Se non si trattasse di questioni vitali per la buona salute della nostra democrazia, verrebbe quasi da ridere.

E’ la sedicesima volta dal 1974, che i cittadini sono chiamati ad esprimersi tramite referendum. Nel maggio del 2000, Giovanni Sartori si pronunciò sull’abuso dell’istituto referendario in Italia. Sartori mise in risalto una duplice beffa ai danni dei cittadini e dello strumento referendario: il ricorso eccessivo al referendum e l’astrusità dei quesiti referendari. Nello scrivere queste righe, Sartori aveva certamente in mente quesiti quali quelli presentati nel 1993, che invitavano i cittadini ad esprimersi sull’abolizione del Ministero delle Partecipazioni Statali, del Turismo e dello Spettacolo o dell’Agricoltura, o ancora quello degli anni 1990 sull’abolizione della “servitù d’elettrodotto”.

Sono passati undici anni da quando queste affermazioni sono state espresse. Ma i quesiti referendari sui quali siamo chiamati ad esprimerci il 12 e 13 giugno si distinguono fortemente, per forma e per contenuto, da quelli contestati da Sartori. Sono quesiti leggibili e chiamano i cittadini ad esprimersi su temi di estrema rilevanza per la popolazione e per il territorio nazionale. L’Italia, al pari di ogni altro paese, deve decidere come gestire i beni pubblici, come immaginare la propria politica energetica e come declinare la parola giustizia nella democrazia italiana che verrà.

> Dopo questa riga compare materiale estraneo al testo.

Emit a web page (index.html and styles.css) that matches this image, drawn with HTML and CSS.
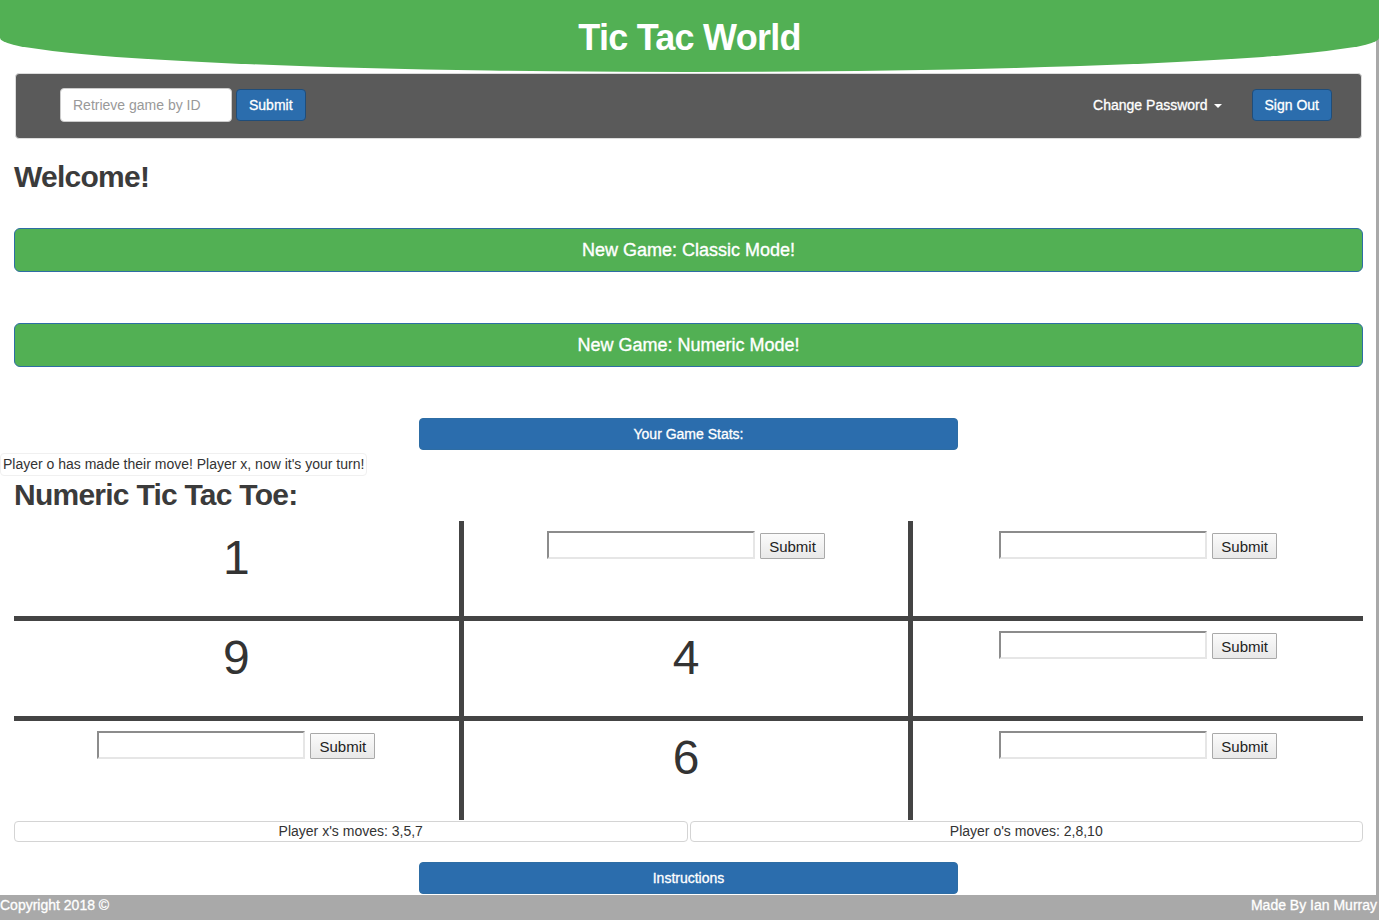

I cittadini si sono mobilitati per poter esprimere la propria opinione sull’Italia che vogliono. Il proliferare di libere associazioni di cittadini e cittadine, spesso disaffezionati dalla politica dei palazzi, dimostrano che in Italia c’è sete di politica e che i cittadini hanno voglia di partecipare alla vita politica del paese, quando la politica parla di tematiche serie e a loro vicine.

Chiamati ad adempiere il nostro diritto-dovere di voto di cittadini all’estero, molti di noi hanno già votato, per essere sicuri che il nostro voto pervenisse al Consolato d’Italia entro il 9 giugno, come espressamente dichiarato nella cedola elettorale.

Ora, esigiamo di sapere cosa ne sarà del voto dei cittadini all’estero.